For the second round of experiments, researchers packaged the same blueberry muffin in several ways. Muffins were given feminine packaging with the word “healthy” alongside an image of a ballerina, and masculine packaging with the word “mega” beside an image of men playing football. Researchers also created gender-confused muffins, packaged with the word “healthy” alongside the same image of football players, and “mega” alongside the image of the ballerina. Both men and women reported the muffins with mixed gender messaging to have poorer taste than those that aligned with gender stereotypes, despite the fact that all the muffins were identical.
“If you package healthy food in feminine packaging, people prefer that, and the same goes for unhealthy food when it is packaged in masculine packaging,” Luke Zhu, the study’s lead researcher, explains. “But you see a sudden drop in preference when you package unhealthy food in feminine packaging or healthy food in masculine packaging, and the reason this happens is that you’re violating the expectation—you’re violating the stereotype that people have about femininity or masculinity.”
According to Brian Wansink, the director of Cornell University’s Food and Brand Lab and the author of Mindless Eating: Why We Eat More Than We Think, people are more likely to eat a food when they associate with it qualities they’d like to see in themselves, which is perhaps why our anxieties about gender roles play out in our food consumption patterns.
Supporting this theory, research indicates that this gender-segregated eating culture and its effects may be culturally specific: For instance, a 1999 study found that nearly 50 percent of American women regularly crave chocolate, a food traditionally associated with women in the US, while only about 20 percent of men reported chocolate cravings in their day-to-day life.
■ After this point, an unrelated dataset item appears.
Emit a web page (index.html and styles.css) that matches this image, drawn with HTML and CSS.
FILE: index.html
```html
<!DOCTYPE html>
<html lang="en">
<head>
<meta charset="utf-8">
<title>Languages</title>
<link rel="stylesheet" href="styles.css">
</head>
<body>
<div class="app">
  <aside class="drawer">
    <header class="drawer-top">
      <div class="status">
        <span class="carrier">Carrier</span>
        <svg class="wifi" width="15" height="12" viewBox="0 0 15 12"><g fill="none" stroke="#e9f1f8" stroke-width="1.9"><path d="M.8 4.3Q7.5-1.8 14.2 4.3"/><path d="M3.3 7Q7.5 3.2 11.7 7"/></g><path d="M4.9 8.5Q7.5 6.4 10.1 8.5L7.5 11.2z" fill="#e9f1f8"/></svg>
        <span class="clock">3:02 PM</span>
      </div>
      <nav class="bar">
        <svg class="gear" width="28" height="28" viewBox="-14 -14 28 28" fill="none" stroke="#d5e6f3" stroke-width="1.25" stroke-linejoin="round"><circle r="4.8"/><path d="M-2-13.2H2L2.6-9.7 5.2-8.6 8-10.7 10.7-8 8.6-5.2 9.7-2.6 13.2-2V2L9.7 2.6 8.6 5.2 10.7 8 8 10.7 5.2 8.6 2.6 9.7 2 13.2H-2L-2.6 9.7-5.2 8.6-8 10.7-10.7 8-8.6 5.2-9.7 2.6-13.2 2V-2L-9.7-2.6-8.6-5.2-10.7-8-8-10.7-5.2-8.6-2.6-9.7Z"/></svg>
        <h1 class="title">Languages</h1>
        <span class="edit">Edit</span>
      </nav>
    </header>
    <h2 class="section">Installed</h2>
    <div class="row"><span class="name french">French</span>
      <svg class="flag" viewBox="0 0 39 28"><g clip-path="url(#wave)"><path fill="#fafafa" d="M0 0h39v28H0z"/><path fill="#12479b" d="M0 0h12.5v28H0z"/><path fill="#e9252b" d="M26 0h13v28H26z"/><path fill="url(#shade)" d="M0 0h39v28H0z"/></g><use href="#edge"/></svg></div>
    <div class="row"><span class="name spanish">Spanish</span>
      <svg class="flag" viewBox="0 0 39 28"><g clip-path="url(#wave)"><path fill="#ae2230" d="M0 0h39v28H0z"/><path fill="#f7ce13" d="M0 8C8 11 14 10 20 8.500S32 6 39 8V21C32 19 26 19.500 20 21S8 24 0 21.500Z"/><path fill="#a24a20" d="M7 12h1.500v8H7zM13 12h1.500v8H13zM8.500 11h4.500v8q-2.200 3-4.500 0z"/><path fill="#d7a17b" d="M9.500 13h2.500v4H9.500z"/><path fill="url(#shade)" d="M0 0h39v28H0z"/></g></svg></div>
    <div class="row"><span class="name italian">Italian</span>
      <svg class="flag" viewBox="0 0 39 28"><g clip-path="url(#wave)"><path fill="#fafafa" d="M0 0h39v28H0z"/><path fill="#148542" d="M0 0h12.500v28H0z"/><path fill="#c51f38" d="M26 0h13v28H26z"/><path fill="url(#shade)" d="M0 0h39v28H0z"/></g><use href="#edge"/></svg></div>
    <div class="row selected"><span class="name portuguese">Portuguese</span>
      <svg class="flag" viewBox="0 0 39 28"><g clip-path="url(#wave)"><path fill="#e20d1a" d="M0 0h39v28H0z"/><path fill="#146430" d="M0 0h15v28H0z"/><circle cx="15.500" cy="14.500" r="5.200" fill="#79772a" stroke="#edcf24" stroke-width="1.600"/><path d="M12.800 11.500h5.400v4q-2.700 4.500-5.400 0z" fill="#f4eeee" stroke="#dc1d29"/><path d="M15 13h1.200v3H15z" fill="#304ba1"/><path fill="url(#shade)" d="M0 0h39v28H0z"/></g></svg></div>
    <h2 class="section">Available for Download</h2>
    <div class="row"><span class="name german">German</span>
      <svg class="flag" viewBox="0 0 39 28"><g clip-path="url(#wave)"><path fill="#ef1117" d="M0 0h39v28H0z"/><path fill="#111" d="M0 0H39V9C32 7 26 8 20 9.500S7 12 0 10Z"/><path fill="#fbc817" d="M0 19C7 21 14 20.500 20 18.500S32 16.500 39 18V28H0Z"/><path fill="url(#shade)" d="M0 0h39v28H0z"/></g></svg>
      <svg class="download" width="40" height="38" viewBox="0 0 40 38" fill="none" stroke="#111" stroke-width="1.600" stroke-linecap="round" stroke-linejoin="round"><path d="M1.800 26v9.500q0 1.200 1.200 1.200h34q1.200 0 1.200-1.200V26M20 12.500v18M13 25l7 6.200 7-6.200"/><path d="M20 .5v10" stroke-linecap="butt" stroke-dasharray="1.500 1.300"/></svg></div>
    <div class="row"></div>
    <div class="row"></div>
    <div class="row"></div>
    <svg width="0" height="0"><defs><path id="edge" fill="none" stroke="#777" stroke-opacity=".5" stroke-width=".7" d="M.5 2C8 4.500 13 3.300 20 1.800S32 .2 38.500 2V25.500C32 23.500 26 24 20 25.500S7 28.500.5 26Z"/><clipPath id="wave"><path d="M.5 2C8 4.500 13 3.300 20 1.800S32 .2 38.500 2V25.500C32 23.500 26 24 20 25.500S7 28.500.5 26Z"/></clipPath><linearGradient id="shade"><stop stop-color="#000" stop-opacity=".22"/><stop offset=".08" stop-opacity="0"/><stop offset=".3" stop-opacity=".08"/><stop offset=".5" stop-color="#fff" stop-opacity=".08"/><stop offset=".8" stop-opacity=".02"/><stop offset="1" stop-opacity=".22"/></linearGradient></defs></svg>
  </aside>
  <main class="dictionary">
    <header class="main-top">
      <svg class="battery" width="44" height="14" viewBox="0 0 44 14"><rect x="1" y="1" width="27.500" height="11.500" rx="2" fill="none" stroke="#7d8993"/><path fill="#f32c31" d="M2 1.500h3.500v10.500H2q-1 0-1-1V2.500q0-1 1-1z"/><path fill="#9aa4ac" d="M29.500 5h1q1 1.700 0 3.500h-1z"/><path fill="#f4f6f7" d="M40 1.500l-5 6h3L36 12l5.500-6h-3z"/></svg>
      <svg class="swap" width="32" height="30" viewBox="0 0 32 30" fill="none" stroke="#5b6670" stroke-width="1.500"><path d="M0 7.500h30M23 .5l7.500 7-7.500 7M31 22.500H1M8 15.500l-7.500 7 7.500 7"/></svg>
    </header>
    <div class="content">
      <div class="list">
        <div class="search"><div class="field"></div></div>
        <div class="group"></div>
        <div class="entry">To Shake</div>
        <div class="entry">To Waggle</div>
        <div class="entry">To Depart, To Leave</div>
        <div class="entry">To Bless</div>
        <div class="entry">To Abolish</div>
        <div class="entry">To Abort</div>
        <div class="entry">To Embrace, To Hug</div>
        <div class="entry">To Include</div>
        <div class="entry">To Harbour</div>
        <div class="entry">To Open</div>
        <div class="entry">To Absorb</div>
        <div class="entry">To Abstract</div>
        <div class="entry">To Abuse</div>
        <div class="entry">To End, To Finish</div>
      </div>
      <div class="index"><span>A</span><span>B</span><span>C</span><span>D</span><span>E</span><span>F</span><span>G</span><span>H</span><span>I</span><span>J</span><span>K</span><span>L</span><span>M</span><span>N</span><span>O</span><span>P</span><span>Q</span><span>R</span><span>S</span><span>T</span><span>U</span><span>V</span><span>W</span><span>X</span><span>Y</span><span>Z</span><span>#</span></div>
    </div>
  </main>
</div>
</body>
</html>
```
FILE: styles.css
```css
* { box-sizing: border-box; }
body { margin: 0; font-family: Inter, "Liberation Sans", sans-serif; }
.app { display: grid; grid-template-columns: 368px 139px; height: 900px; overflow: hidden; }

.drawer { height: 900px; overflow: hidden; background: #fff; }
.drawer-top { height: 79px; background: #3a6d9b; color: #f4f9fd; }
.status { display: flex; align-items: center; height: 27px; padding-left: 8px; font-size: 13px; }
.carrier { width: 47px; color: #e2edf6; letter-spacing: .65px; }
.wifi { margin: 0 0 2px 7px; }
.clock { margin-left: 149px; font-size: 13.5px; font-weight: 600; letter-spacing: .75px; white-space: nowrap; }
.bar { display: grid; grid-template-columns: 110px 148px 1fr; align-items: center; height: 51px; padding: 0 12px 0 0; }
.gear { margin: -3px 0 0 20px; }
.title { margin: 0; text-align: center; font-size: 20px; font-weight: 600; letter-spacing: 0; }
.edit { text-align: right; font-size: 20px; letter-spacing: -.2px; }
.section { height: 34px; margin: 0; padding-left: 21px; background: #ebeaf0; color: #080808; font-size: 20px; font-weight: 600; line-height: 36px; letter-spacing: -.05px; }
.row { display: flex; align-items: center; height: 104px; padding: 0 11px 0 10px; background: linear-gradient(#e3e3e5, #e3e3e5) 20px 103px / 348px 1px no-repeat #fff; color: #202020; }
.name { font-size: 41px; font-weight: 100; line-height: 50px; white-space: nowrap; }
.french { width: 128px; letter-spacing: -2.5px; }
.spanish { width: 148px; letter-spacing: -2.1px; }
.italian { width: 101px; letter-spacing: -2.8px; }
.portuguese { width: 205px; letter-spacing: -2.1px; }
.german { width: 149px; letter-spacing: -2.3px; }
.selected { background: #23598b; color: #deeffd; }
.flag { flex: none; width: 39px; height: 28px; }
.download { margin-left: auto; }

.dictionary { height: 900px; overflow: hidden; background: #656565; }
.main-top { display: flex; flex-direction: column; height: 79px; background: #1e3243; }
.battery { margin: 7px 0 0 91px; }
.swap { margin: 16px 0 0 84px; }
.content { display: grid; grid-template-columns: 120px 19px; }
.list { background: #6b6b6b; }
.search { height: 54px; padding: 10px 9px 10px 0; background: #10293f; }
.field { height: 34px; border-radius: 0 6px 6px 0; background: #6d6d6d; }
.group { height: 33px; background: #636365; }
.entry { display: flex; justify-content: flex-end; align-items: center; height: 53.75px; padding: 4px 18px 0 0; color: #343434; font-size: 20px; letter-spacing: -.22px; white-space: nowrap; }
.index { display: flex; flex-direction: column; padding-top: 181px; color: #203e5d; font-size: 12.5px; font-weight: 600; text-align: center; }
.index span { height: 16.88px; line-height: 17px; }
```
But the story was different outside the US: In Spain, men and women craved chocolate equally, at about 25 percent. In Egypt, neither sex craved chocolate, and everyone exhibited an equally high preference for salty foods.
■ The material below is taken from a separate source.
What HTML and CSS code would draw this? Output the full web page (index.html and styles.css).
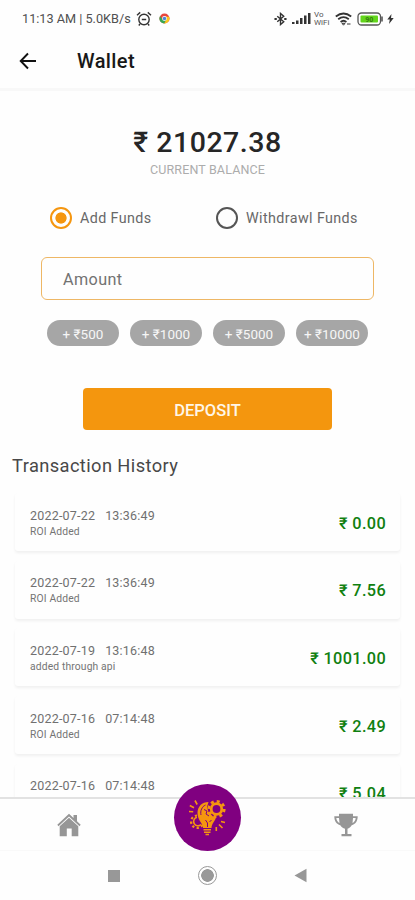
FILE: index.html
```html
<!DOCTYPE html>
<html lang="en">
<head>
<meta charset="utf-8">
<title>Wallet</title>
<link rel="stylesheet" href="styles.css">
</head>
<body>
<div class="screen">
  <div class="status">
    <span class="clock">11:13 AM | 5.0KB/s</span>
    <svg class="alarm" width="16" height="16" viewBox="0 0 16 16" fill="none" stroke="#333" stroke-width="1.4"><circle cx="8" cy="8.5" r="5.2"/><path d="M1 4.2 4.2 1.4M15 4.2 11.8 1.4M5.8 8.5h4.4M4 13l-1.2 1.5M12 13l1.2 1.5"/></svg>
    <svg class="chrome" width="11" height="11" viewBox="0 0 12 12"><circle cx="6" cy="6" r="5.5" fill="#e8453c"/><path d="M1.2 3.2A5.5 5.5 0 0 0 5.8 11.5L8 7.2 4 7.4z" fill="#36a852"/><path d="M5.8 11.5A5.5 5.5 0 0 0 11 4H6.5L8 7.2z" fill="#f9c91b"/><circle cx="6" cy="6" r="2.6" fill="#fff"/><circle cx="6" cy="6" r="1.9" fill="#4a86d8"/></svg>
    <div class="signals">
      <svg class="bluetooth" width="13" height="14" viewBox="0 0 14 14" fill="none" stroke="#333" stroke-width="1.5"><path d="m3.5 4 7 6L7 13V1l3.500 3-7 6"/><path d="M.5 7h2.500M11 7h2.500" stroke-width="2"/></svg>
      <svg width="19" height="13" viewBox="0 0 19 13" fill="#333"><path d="M0 10h2.500v2H0zM4 8.500h2.500V12H4zM8 6h2.500v6H8zM12 3.500h2.500V12H12zM16 1h2.500v11H16z"/></svg>
      <span class="vowifi"><span>Vo</span><span>WiFi</span></span>
      <svg class="wifi" width="17" height="14" viewBox="0 0 17 14" fill="none" stroke="#333" stroke-width="1.800"><path d="M.8 4.500Q8.500-1.500 16.200 4.500M3.200 7.300Q8.500 3 13.800 7.300M5.600 10Q8.500 7.500 11.400 10"/><path d="m7 11.300 1.500 1.900L10 11.300zM12 12h3.500" stroke-width="1"/></svg>
      <svg class="battery" width="27" height="14" viewBox="0 0 27 14"><rect x="1" y="1" width="22.500" height="12" rx="3.500" fill="#fff" stroke="#555" stroke-width="1.300"/><path d="M25 4.500v5" stroke="#555" stroke-width="1.600"/><rect x="3.500" y="3.500" width="17.500" height="7" rx="1" fill="#63d51b"/><text x="12.300" y="9.500" text-anchor="middle" font-family="Roboto, sans-serif" font-size="7" font-weight="700" fill="#347c10">90</text></svg>
      <svg class="bolt" width="7" height="10" viewBox="0 0 7 10"><path d="M4.500 0 .3 5.600h2.500L2 10l4.700-6H4z" fill="#333"/></svg>
    </div>
  </div>
  <header>
    <svg width="18" height="18" viewBox="0 0 18 18" fill="none" stroke="#111" stroke-width="1.900"><path d="M17 9H2M9 1.500 1.700 9 9 16.500"/></svg>
    <h1>Wallet</h1>
  </header>
  <main>
    <div class="balance">₹ 21027.38</div>
    <div class="caption">CURRENT BALANCE</div>
    <div class="modes">
      <label class="mode"><span class="radio on"></span>Add Funds</label>
      <label class="mode"><span class="radio"></span>Withdrawl Funds</label>
    </div>
    <div class="amount">Amount</div>
    <div class="chips">
      <span class="chip">+ ₹500</span><span class="chip">+ ₹1000</span><span class="chip">+ ₹5000</span><span class="chip">+ ₹10000</span>
    </div>
    <div class="deposit">DEPOSIT</div>
    <h2>Transaction History</h2>
    <div class="list">
      <div class="item"><div><div class="date"><span>2022-07-22</span><span>13:36:49</span></div><div class="note">ROI Added</div></div><div class="sum">₹ 0.00</div></div>
      <div class="item"><div><div class="date"><span>2022-07-22</span><span>13:36:49</span></div><div class="note">ROI Added</div></div><div class="sum">₹ 7.56</div></div>
      <div class="item"><div><div class="date"><span>2022-07-19</span><span>13:16:48</span></div><div class="note">added through api</div></div><div class="sum">₹ 1001.00</div></div>
      <div class="item"><div><div class="date"><span>2022-07-16</span><span>07:14:48</span></div><div class="note">ROI Added</div></div><div class="sum">₹ 2.49</div></div>
      <div class="item"><div><div class="date"><span>2022-07-16</span><span>07:14:48</span></div><div class="note"></div></div><div class="sum">₹ 5.04</div></div>
    </div>
  </main>
  <nav class="tabs">
    <svg width="24" height="24" viewBox="0 0 24 24" fill="#969696"><path d="M12 .8 16.500 5V2H20v6.300L23.700 11.800l-1.200 1.400L12 3.600 1.500 13.200.3 11.800z"/><path d="M12 4.800 21.300 13.300V23.200h-6.600v-7.700H9.800v7.700H2.700v-9.900z"/></svg>
    <div class="fab">
      <svg width="38" height="38" viewBox="0 0 38 38" fill="none" stroke="#f5960f" stroke-width="1.600">
        <path d="M14 30C14 25.500 8.500 22 8.500 15 8.500 8.500 13 4 19.500 4L18 9l1.500 5 4.500 4.500 3 .5c-.5 4-4.500 6.500-4.500 11z" fill="#f5960f" stroke="none"/>
        <path d="M12 17c-1-4 1-8.500 4.500-10M15 11.500l3 1.500-1 3 3 2M18.500 29v-4l-2-3M20.500 24l2-2" stroke="#800080" stroke-width="1"/>
        <path d="M14.500 31.800h7.500M15 34.300h6.500M16.500 36.500h3.500"/>
        <circle cx="27.500" cy="11" r="5.300" stroke-width="2.800"/>
        <circle cx="27.500" cy="11" r="7.700" stroke-width="2.800" stroke-dasharray="3 3.048"/>
        <path d="M8 19.300a4.300 4.300 0 1 0 4 7.200"/>
        <path d="M8 17.500a6.200 6.200 0 1 0 5.500 9.500" stroke-width="2.200" stroke-dasharray="2.200 2.400"/>
        <path d="m6 2.500 2.200 4M.8 7.500 5 9.700M0 13.500l4.200.3M32 23.500l4 1M30 26.500l3.500 3.500M27.300 29v4"/>
      </svg>
    </div>
    <svg width="24" height="24" viewBox="0 0 24 24" fill="#969696"><path d="M5 .8h14v2.500h4.700c0 5-2.200 7.700-6 8.900-1 2-2.700 3-4.200 3.500V21h4v2.200h-10V21h3.500v-5.300C9.200 15 7.300 14 6.300 12.200 2.500 11 .3 8.500.3 3.300H5zM5 5H2.300c.3 2.500 1.300 4 3.200 5zM19 5l-.5 5c1.900-1 2.900-2.500 3.200-5z" fill-rule="evenodd"/></svg>
  </nav>
  <div class="system">
    <span class="recent"></span>
    <span class="homekey"></span>
    <svg width="13" height="15" viewBox="0 0 13 15"><path d="M.5 7.500 12.500.8v13.400z" fill="#979797"/></svg>
  </div>
</div>
</body>
</html>
```
FILE: styles.css
```css
* { box-sizing: border-box; }
body { margin: 0; background: #fefefe; font-family: Roboto, "Noto Sans", sans-serif; color: #333; }
.screen { width: 415px; height: 900px; display: flex; flex-direction: column; overflow: hidden; background: #fefefe; }
.status { height: 37px; flex: none; display: flex; align-items: center; padding: 0 21px 0 22px; }
.clock { width: 112px; font-size: 12.700px; white-space: nowrap; color: #505050; }
.alarm { margin-left: 2px; }
.chrome { margin-left: 7px; }
.signals { margin-left: auto; display: flex; align-items: center; }
.signals svg { flex: none; }
.signals .bluetooth { margin-right: 5px; }
.vowifi { display: flex; flex-direction: column; width: 16px; margin: 0 5px 0 3px; font-size: 8px; line-height: 7.500px; color: #555; }
.battery { margin-left: 5px; }
.bolt { margin-left: 3px; }
header { height: 54px; flex: none; display: flex; align-items: center; gap: 40px; padding: 0 19px 4px; border-bottom: 3px solid #f8f8f8; }
h1 { margin: 0; font-size: 20px; font-weight: 500; letter-spacing: .4px; color: #181818; }
main { flex: 1; min-height: 0; overflow: hidden; display: flex; flex-direction: column; }
.balance { margin-top: 34px; height: 36px; line-height: 36px; text-align: center; font-size: 28.500px; font-weight: 500; letter-spacing: .5px; color: #262626; flex: none; }
.caption { height: 18px; line-height: 18px; text-align: center; font-size: 12.500px; letter-spacing: .15px; color: #acacac; flex: none; }
.modes { display: grid; grid-template-columns: 166px 1fr; margin: 27px 0 0 50px; flex: none; }
.mode { display: flex; align-items: center; gap: 8px; height: 24px; font-size: 14.300px; font-weight: 400; letter-spacing: .4px; color: #686868; }
.radio { width: 22px; height: 22px; border: 2px solid #555; border-radius: 50%; flex: none; }
.radio.on { border-color: #f5960f; background: radial-gradient(circle, #f5960f 5.200px, transparent 6px); }
.amount { flex: none; height: 43px; margin: 27px 41px 0; padding-left: 21px; border: 1.500px solid #eeb765; border-radius: 6px; font-size: 16.200px; line-height: 44px; letter-spacing: .4px; color: #727272; }
.chips { flex: none; display: flex; gap: 11px; margin: 20px 0 0 47px; }
.chip { width: 72px; height: 26px; border-radius: 13px; background: #a6a6a6; color: #f6f6f6; font-size: 13.500px; line-height: 28px; font-weight: 400; text-align: center; white-space: nowrap; }
.deposit { flex: none; width: 249px; height: 42px; margin: 42px auto 0 83px; border-radius: 4px; background: #f4960e; color: #fff6e8; font-size: 16.500px; line-height: 45px; font-weight: 500; text-align: center; }
h2 { flex: none; margin: 24px 0 0 12px; height: 24px; font-size: 18.300px; line-height: 24px; font-weight: 400; letter-spacing: .4px; color: #484848; }
.list { flex: none; display: flex; flex-direction: column; gap: 9.700px; padding: 15px 15px 0; }
.item { height: 58px; display: flex; justify-content: space-between; align-items: center; padding: 2px 14px 0 15px; border-radius: 3px; box-shadow: 0 2px 3px rgba(0,0,0,.06); background: #fefefe; }
.date { display: flex; gap: 10px; font-size: 12.500px; line-height: 16px; letter-spacing: .2px; color: #707070; }
.note { height: 15px; font-size: 10.300px; line-height: 15px; letter-spacing: .15px; color: #747474; }
.sum { font-size: 16.300px; font-weight: 500; letter-spacing: .35px; color: #108010; }
.tabs { flex: none; height: 53px; display: flex; justify-content: space-between; align-items: center; padding: 0 57px; border-top: 2px solid #e2e2e2; background: #fefefe; }
.fab { width: 67px; height: 67px; margin-top: -15px; border-radius: 50%; background: #800080; display: flex; align-items: center; justify-content: center; position: relative; }
.system { flex: none; height: 50px; display: flex; align-items: center; padding: 0 0 0 108px; border-top: 1px solid #f9f9f9; }
.recent { width: 12px; height: 12px; background: #989898; }
.homekey { width: 19px; height: 19px; margin: 0 77px 0 78px; border-radius: 50%; border: 1.500px solid #999; background: radial-gradient(circle, #999 6px, transparent 6.600px); }
```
Sensory psychologist Marcia Pelchat, who specializes in food and beverage selection at the Monell Chemical Senses Center, says that culture and environment are the biggest instigators when it comes to our specific food cravings. “The craving is learned; it’s a habit. It’s a self-indulgent behavior that’s triggered by cues in the environment: the menstrual cycle, anxiety, depression,” she tells Broadly. “Food marketing reinforces these stereotypes, but it also reflects them, so there’s a positive feedback going on.”
In other words, craving dessert—traditionally seen as female quality, and often associated with stereotypically feminine actions like dealing with PMS and dealing with breakups—is constantly reinforced and exacerbated by food marketing. Indeed, a 2001 study finds that women are more likely to report food cravings than men, despite being more likely to report being concerned about their weight. Relatedly, women also reported having more frequent negative feelings associated with indulging their cravings.
Most people view food choices as a negotiation between healthiness and taste, failing to recognize the way those very categories are gendered in our culture, according to Zhu. “We tend not to link gender with eating habits most of the time,” he explains. Yet it’s this unawareness that allows gender stereotypes to persist, leading them to affect us more than we realize. “But these little cues that you aren’t conscious of can actually change your eating habits because you are unaware of them. The reason they’re dangerous is because they’re subtle.”